Perhaps the nearest realization of Bacon's ideal, however, is in the Royal Academy of Sciences at Paris, which was founded in 1666 under the administration of Colbert, during the reign of Louis XIV. This institution not only recognized independent members, but had besides twenty pensionnaires who received salaries from the government. In this way a select body of scientists were enabled to pursue their investigations without being obliged to "give thought to the morrow" for their sustenance. In return they were to furnish the meetings with scientific memoirs, and once a year give an account of the work they were engaged upon. Thus a certain number of the brightest minds were encouraged to devote their entire time to scientific research, "delivered alike from the temptations of wealth or the embarrassments of poverty." That such a plan works well is amply attested by the results emanating from the French academy. Pensionnaires in various branches of science, however, either paid by the state or by learned societies, are no longer confined to France.
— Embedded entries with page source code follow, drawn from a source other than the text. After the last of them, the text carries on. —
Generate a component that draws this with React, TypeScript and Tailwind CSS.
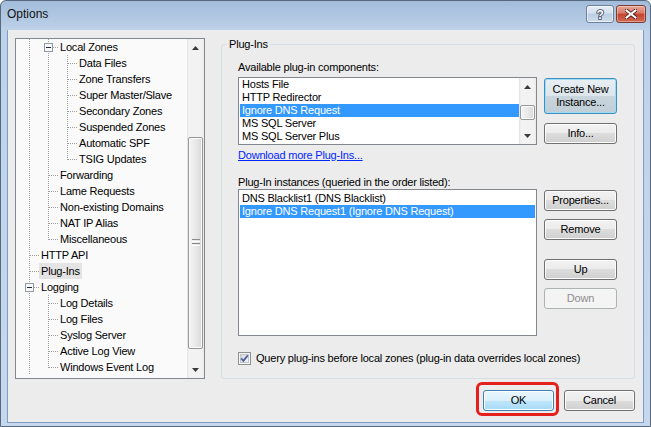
import React from "react";

type TreeRow = {
  label: string;
  rails: boolean[];
  last?: boolean;
  open?: boolean;
  selected?: boolean;
};

const treeRows: TreeRow[] = [
  { label: "Local Zones", rails: [true], open: true },
  { label: "Data Files", rails: [true, true] },
  { label: "Zone Transfers", rails: [true, true] },
  { label: "Super Master/Slave", rails: [true, true] },
  { label: "Secondary Zones", rails: [true, true] },
  { label: "Suspended Zones", rails: [true, true] },
  { label: "Automatic SPF", rails: [true, true] },
  { label: "TSIG Updates", rails: [true, true], last: true },
  { label: "Forwarding", rails: [true] },
  { label: "Lame Requests", rails: [true] },
  { label: "Non-existing Domains", rails: [true] },
  { label: "NAT IP Alias", rails: [true] },
  { label: "Miscellaneous", rails: [true], last: true },
  { label: "HTTP API", rails: [] },
  { label: "Plug-Ins", rails: [], selected: true },
  { label: "Logging", rails: [], open: true },
  { label: "Log Details", rails: [true] },
  { label: "Log Files", rails: [true] },
  { label: "Syslog Server", rails: [true] },
  { label: "Active Log View", rails: [true] },
  { label: "Windows Event Log", rails: [true], last: true },
];

const components = [
  "Hosts File",
  "HTTP Redirector",
  "Ignore DNS Request",
  "MS SQL Server",
  "MS SQL Server Plus",
];

const instances = ["DNS Blacklist1 (DNS Blacklist)", "Ignore DNS Request1 (Ignore DNS Request)"];

const DOT = "#a0a0a0";

function Rail({ on }: { on: boolean }) {
  return (
    <svg width="19" height="16" className="shrink-0">
      {on && <line x1="9.5" y1="0" x2="9.5" y2="16" stroke={DOT} strokeDasharray="1 1" />}
    </svg>
  );
}

function Joint({ last, open }: { last?: boolean; open?: boolean }) {
  return (
    <svg width="19" height="16" className="shrink-0">
      <line x1="9.5" y1="0" x2="9.5" y2={last ? 9 : 16} stroke={DOT} strokeDasharray="1 1" />
      <line x1="10" y1="8.5" x2="19" y2="8.5" stroke={DOT} strokeDasharray="1 1" />
      {open && (
        <>
          <rect x="5.5" y="4.5" width="8" height="8" fill="#f7f7f7" stroke="#8f9aa6" />
          <line x1="7" y1="8.5" x2="12" y2="8.5" stroke="#1e2a3a" />
        </>
      )}
    </svg>
  );
}

function Arrow({ down }: { down?: boolean }) {
  return (
    <svg width="7" height="4">
      <path d={down ? "M0 0 L7 0 L3.5 4 Z" : "M0 4 L3.5 0 L7 4 Z"} fill="#3a3a3a" />
    </svg>
  );
}

function Grip() {
  return (
    <svg width="8" height="8">
      {[0, 2, 4, 6].map((y) => (
        <line key={y} x1="0" y1={y + 0.5} x2="8" y2={y + 0.5} stroke={y % 4 === 0 ? "#8a8a8a" : "#ffffff"} />
      ))}
    </svg>
  );
}

function ScrollBar({ thumb, grip }: { thumb: string; grip?: boolean }) {
  return (
    <div className="flex w-[17px] shrink-0 flex-col bg-[linear-gradient(90deg,#e2e2e2,#f2f2f2_2px,#f2f2f2_15px,#e9e9e9)]">
      <div className="flex h-[17px] shrink-0 items-center justify-center">
        <Arrow />
      </div>
      <div className="flex-1">
        <div
          className={`mx-[1px] flex items-center justify-center rounded-[2px] border border-[#979797] bg-[linear-gradient(90deg,#f4f4f4,#e9e9e9_50%,#d8d8d8)] shadow-[inset_0_0_0_1px_#fbfbfb] ${thumb}`}
        >
          {grip && <Grip />}
        </div>
      </div>
      <div className="flex h-[17px] shrink-0 items-center justify-center">
        <Arrow down />
      </div>
    </div>
  );
}

type Kind = "normal" | "focus" | "hot" | "disabled";

const looks: Record<Kind, string> = {
  normal:
    "border-[#707070] bg-[linear-gradient(#f2f2f2,#ebebeb_50%,#dddddd_50%,#cfcfcf)] shadow-[inset_0_0_0_1px_#fcfcfc] text-black",
  focus:
    "border-[#3c8fc0] bg-[linear-gradient(#e9eff3,#dde6ec_50%,#cad6de_50%,#bfcdd6)] shadow-[inset_0_0_0_1px_#9edcf6] text-black",
  hot:
    "border-[#3c7fb1] bg-[linear-gradient(#eaf6fd,#d9f0fc_50%,#bee6fd_50%,#a7d9f5)] shadow-[inset_0_0_0_1px_#ffffff] text-black",
  disabled: "border-[#adb2b5] bg-[#f4f4f4] text-[#8d8d8d]",
};

function Btn({ kind = "normal", className = "", children }: { kind?: Kind; className?: string; children: React.ReactNode }) {
  return (
    <button
      type="button"
      className={`flex items-center justify-center rounded-[3px] border text-center leading-[13px] ${looks[kind]} ${className}`}
    >
      {children}
    </button>
  );
}

function CheckBox() {
  return (
    <svg width="13" height="13" className="shrink-0">
      <defs>
        <linearGradient id="cbfill" x1="0" y1="0" x2="1" y2="1">
          <stop offset="0" stopColor="#d2d5da" />
          <stop offset="1" stopColor="#f7f7f7" />
        </linearGradient>
      </defs>
      <rect x="0.5" y="0.5" width="12" height="12" fill="#f6f6f6" stroke="#8e8f8f" />
      <rect x="2.5" y="2.5" width="8" height="8" fill="url(#cbfill)" stroke="#c2c5ca" />
      <path d="M3.2 6.4 L5.4 8.9 L9.8 3.4" fill="none" stroke="#4a5f9c" strokeWidth="1.7" />
    </svg>
  );
}

function TitleBar() {
  return (
    <div className="flex h-[29px] shrink-0 items-start">
      <div className="pl-[6px] pt-[6px] text-[12px] leading-[14px] tracking-normal text-[#111]">Options</div>
      <div className="ml-auto mr-[4px] mt-[4px] flex gap-[2px]">
        <div className="flex h-[18px] w-[28px] items-center justify-center rounded-[3px] border border-[#6d8099] bg-[linear-gradient(#e6eef7,#d3dfed_45%,#bccee3_50%,#cfdcec)] shadow-[inset_0_0_0_1px_rgba(255,255,255,0.55)]">
          <svg width="10" height="14">
            <text
              x="5"
              y="11.5"
              textAnchor="middle"
              fontFamily="Liberation Sans, Arial, sans-serif"
              fontWeight="bold"
              fontSize="12"
              fill="#ffffff"
              stroke="#3c4656"
              strokeWidth="1.6"
              paintOrder="stroke"
            >
              ?
            </text>
          </svg>
        </div>
        <div className="flex h-[18px] w-[30px] items-center justify-center rounded-[3px] border border-[#7c3a30] bg-[linear-gradient(#e8a597,#d67a68_45%,#c4432f_50%,#d06a55)] shadow-[inset_0_0_0_1px_rgba(255,255,255,0.35)]">
          <svg width="12" height="10">
            <path d="M1.5 1.5 L10.5 8.5 M10.5 1.5 L1.5 8.5" stroke="#4a1a14" strokeWidth="3.6" strokeLinecap="square" />
            <path d="M1.5 1.5 L10.5 8.5 M10.5 1.5 L1.5 8.5" stroke="#ffffff" strokeWidth="2" strokeLinecap="square" />
          </svg>
        </div>
      </div>
    </div>
  );
}

function Tree() {
  return (
    <div className="flex h-[341px] w-[190px] shrink-0 border border-[#828790] bg-[#fafafa]">
      <div className="flex-1 overflow-hidden pl-[4px]">
        {treeRows.map((r) => (
          <div key={r.label} className="flex h-[16px] items-center whitespace-nowrap">
            {r.rails.map((on, i) => (
              <Rail key={i} on={on} />
            ))}
            <Joint last={r.last} open={r.open} />
            <span className={`h-[16px] px-[2px] leading-[16px] ${r.selected ? "bg-[#e4e4e4]" : ""}`}>{r.label}</span>
          </div>
        ))}
      </div>
      <ScrollBar thumb="mt-[81px] h-[212px]" grip />
    </div>
  );
}

export default function App() {
  return (
    <div className="h-[427px] w-[651px] overflow-hidden font-['Liberation_Sans',Arial,sans-serif] text-[11px] tracking-[-0.2px] text-black">
      <div className="flex h-[427px] w-[651px] flex-col rounded-t-[6px] border border-[#56697f] bg-[linear-gradient(180deg,#a2bcda_0px,#bed2e9_30px,#c5d8ed_427px)]">
        <TitleBar />
        <div className="mx-[6px] flex h-[393px] flex-col border-x border-b border-[#7d9dc4] bg-[#ececec] px-[7px] pt-[8px]">
          <div className="flex gap-[16px]">
            <Tree />
            <fieldset className="h-[341px] w-[414px] rounded-[3px] border border-[#d5dfe5]">
              <legend className="ml-[5px] px-[2px] leading-[13px]">Plug-Ins</legend>
              <div className="flex flex-col pl-[16px] pt-[10px]">
                <div className="leading-[13px]">Available plug-in components:</div>
                <div className="mt-[3px] flex gap-[7px]">
                  <div className="flex h-[68px] w-[299px] border border-[#828790] bg-white">
                    <div className="flex-1 pl-[1px]">
                      {components.map((c) => (
                        <div
                          key={c}
                          className={`h-[13px] px-[2px] leading-[13px] whitespace-nowrap ${c === "Ignore DNS Request" ? "bg-[#3399ff] text-white" : ""}`}
                        >
                          {c}
                        </div>
                      ))}
                    </div>
                    <ScrollBar thumb="mt-[10px] h-[15px]" />
                  </div>
                  <div className="flex w-[73px] flex-col pt-[1px]">
                    <Btn kind="focus" className="h-[36px] w-[73px]">
                      Create New
                      <br />
                      Instance...
                    </Btn>
                    <Btn className="mt-[9px] h-[21px] w-[73px]">Info...</Btn>
                  </div>
                </div>
                <div className="mt-[4px] leading-[13px]">
                  <span className="text-[#0026ff] underline">Download more Plug-Ins...</span>
                </div>
                <div className="mt-[14px] leading-[13px]">Plug-In instances (queried in the order listed):</div>
                <div className="flex gap-[7px]">
                  <div className="h-[147px] w-[299px] border border-[#828790] bg-white px-[1px] pt-[2px]">
                    {instances.map((c, i) => (
                      <div
                        key={c}
                        className={`h-[13px] px-[2px] leading-[13px] whitespace-nowrap ${i === 1 ? "bg-[#3399ff] text-white" : ""}`}
                      >
                        {c}
                      </div>
                    ))}
                  </div>
                  <div className="flex w-[73px] flex-col pt-[1px]">
                    <Btn className="h-[21px] w-[73px]">Properties...</Btn>
                    <Btn className="mt-[8px] h-[21px] w-[73px]">Remove</Btn>
                    <Btn className="mt-[19px] h-[21px] w-[73px]">Up</Btn>
                    <Btn kind="disabled" className="mt-[8px] h-[21px] w-[73px]">
                      Down
                    </Btn>
                  </div>
                </div>
                <div className="mt-[16px] flex items-center gap-[5px]">
                  <CheckBox />
                  <span className="leading-[13px]">Query plug-ins before local zones (plug-in data overrides local zones)</span>
                </div>
              </div>
            </fieldset>
          </div>
          <div className="mt-[11px] flex justify-end gap-[10px] pr-[1px]">
            <div className="relative">
              <Btn kind="hot" className="h-[21px] w-[71px]">
                OK
              </Btn>
              <span className="pointer-events-none absolute -top-[8px] -right-[5px] -bottom-[5px] -left-[7px] rounded-[6px] border-[3px] border-[#e5201c]" />
            </div>
            <Btn className="h-[21px] w-[71px]">Cancel</Btn>
          </div>
        </div>
      </div>
    </div>
  );
}
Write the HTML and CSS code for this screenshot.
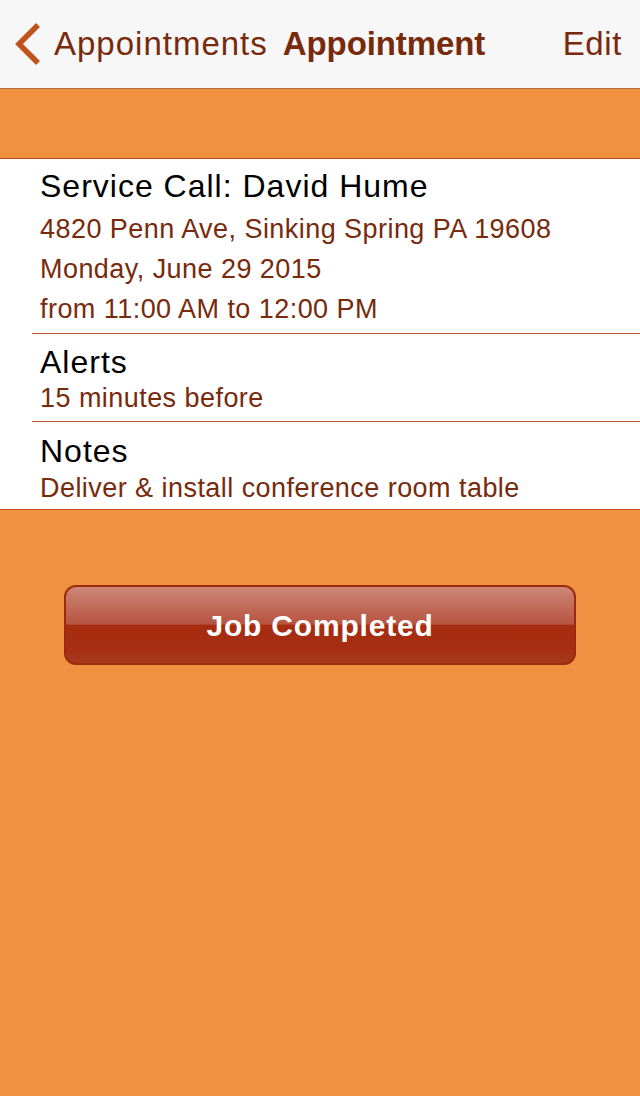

Among the other early scientific societies was the Imperial Academy of Sciences at St. Petersburg, projected by Peter the Great, and established by his widow, Catharine I., in 1725; and also the Royal Swedish Academy, incorporated in 1781, and counting among its early members such men as the celebrated Linnaeus. But after the first impulse had resulted in a few learned societies, their manifest advantage was so evident that additional numbers increased rapidly, until at present almost every branch of every science is represented by more or less important bodies; and these are, individually and collectively, adding to knowledge and stimulating interest in the many fields of science, thus vindicating Lord Bacon's asseverations that knowledge could be satisfactorily promulgated in this manner.